Written by: on  April 7, 2011

Too often I have seen values and mission statements written on the walls of companies looking like they’ve been lifted from a textbook in order to give the impression of a values based environment. Many leaders want to believe that all they need to do is proclaim a set of values and culture will magically change.

If the leaders can’t demonstrate the organizations values it’s little surprise that the employees feel disconnected from an organizational vision.

Ann Rhoades book ‘Built on Values offers a blue print for values-based cultural transformation and a guide to creating a culture where people want to work so you can attract, engage and retain the best talent. She has a wealth of experience in helping create the high performing cultures at some of the most admired companies in America.

She starts by saying that there is no ‘right’ culture; there is only right fit, and defining the right fit is a process of determining what values are important to your organisiation’s success and committing to them. It is absolutely essential that you make values come alive for employees if you want them to change their behaviour in ways that reflect those values. You must tie values and behaviour in to a few compelling metrics in the company and you must reward your people for living them.

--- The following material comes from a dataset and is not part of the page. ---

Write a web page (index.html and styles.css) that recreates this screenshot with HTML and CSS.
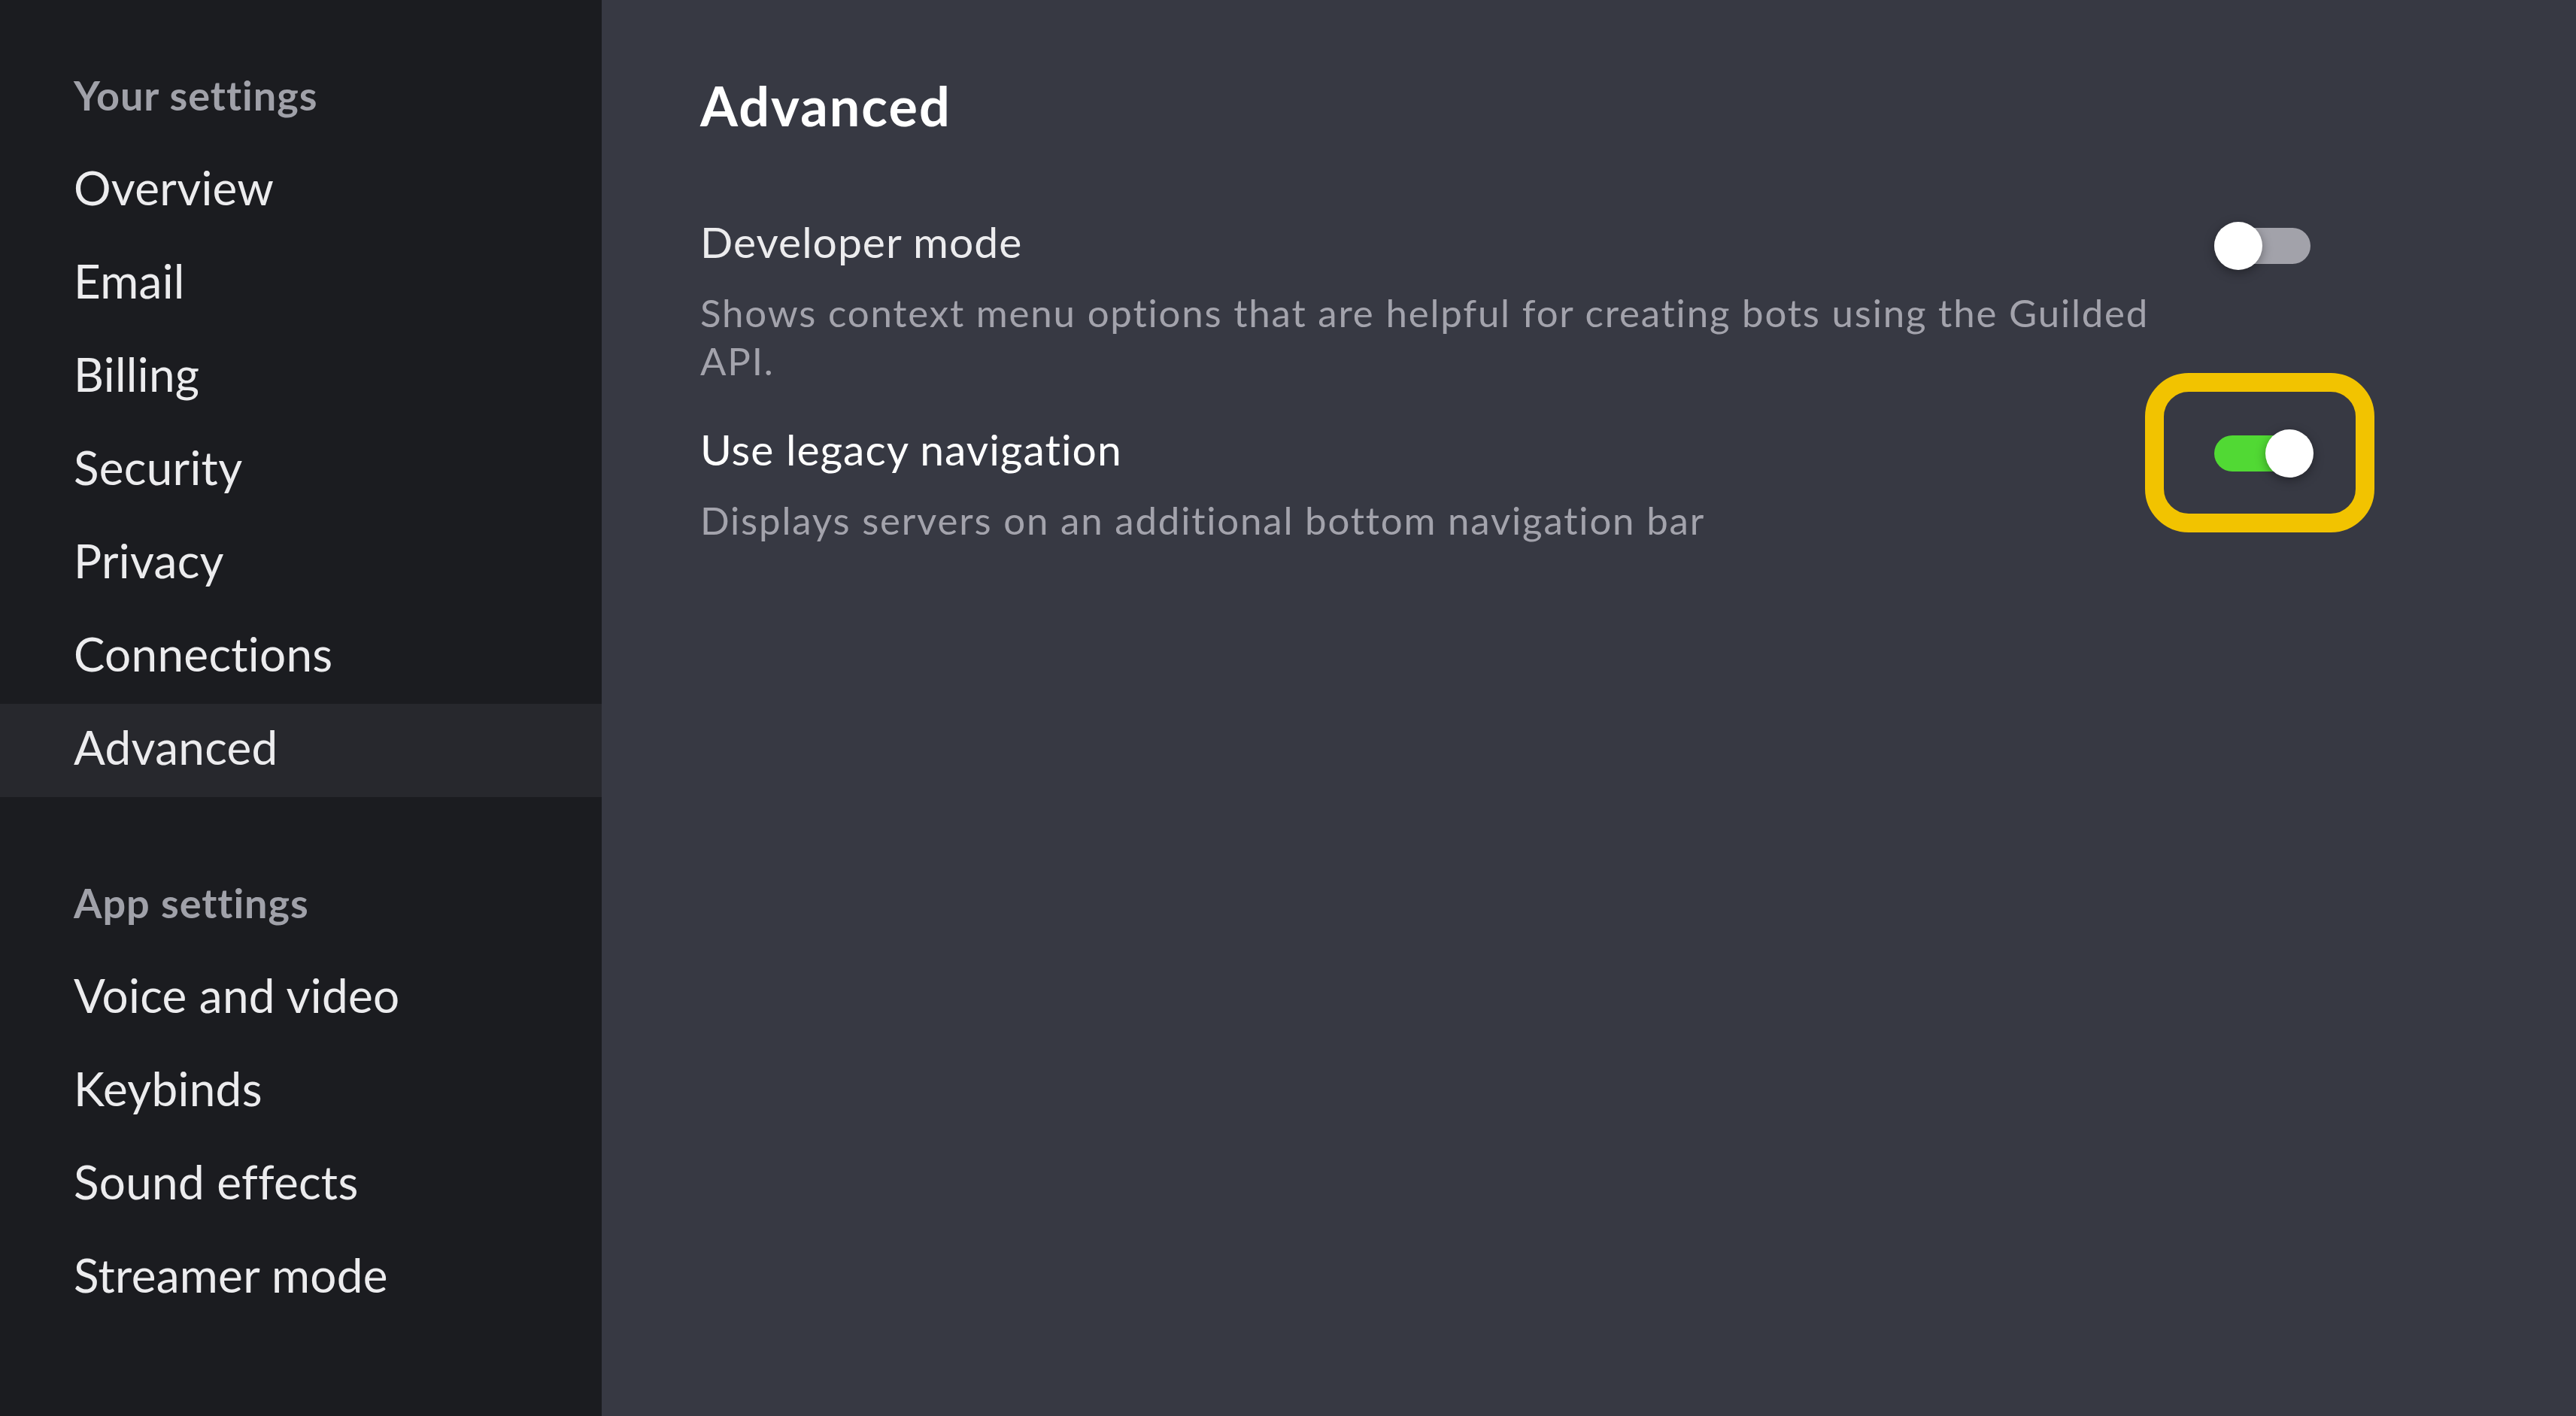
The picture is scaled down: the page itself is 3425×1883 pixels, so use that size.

If your values are inspiring and connected to behaviours, hiring and rewards, your culture will become higher performing by itself, and Ann offers lots of tips to leaders who want to create a self-reinforced ‘culture of excellence’.

  1. Leaders drive Values
  2. Values drive Behaviour
  3. Behaviours drive Culture
  4. Cultures drive Performance

She discusses the definition of culture as being ‘the glue that holds our organizations together. It encompasses beliefs, norms, rituals, communication patterns, symbols, heroes and reward structures’. The important question is whether you’re using your culture purposefully to enhance your chance for success.

Her book offers a process to create a values blueprint and she breaks that journey down starting with surveys to identify the current state of culture and the effectiveness of systems you already have in place. She then moves on to look at how to set up a ‘Values Blueprint workshops’ and offers a range of practical templates in her ‘leaders toolbox’ section.

When culture change is imposed from the top it is likely to be meaningless to the vast majority of your employees. If you build company wide agreement on the values and behaviours you want to share, you’ll build a strong foundation for culture change and performance will be hard for competitors to shake.

You’ll also attract and retain employees for whom those agreed upon values are the foundation for sometimes astonishing behaviour.

Some of the questions in her process include:

  • Do employees live our company’s stated values?
  • Do those values represent what we are today?
  • Are the meanings of the values clear?
  • Do our leaders support the values?
  • Do our current values drive decisions made in our organisation?
  • Has our organisation assigned specific behaviours to the values?
  • Are our values integrated in to the hiring, review, and reward process?

How would you currently answer these questions?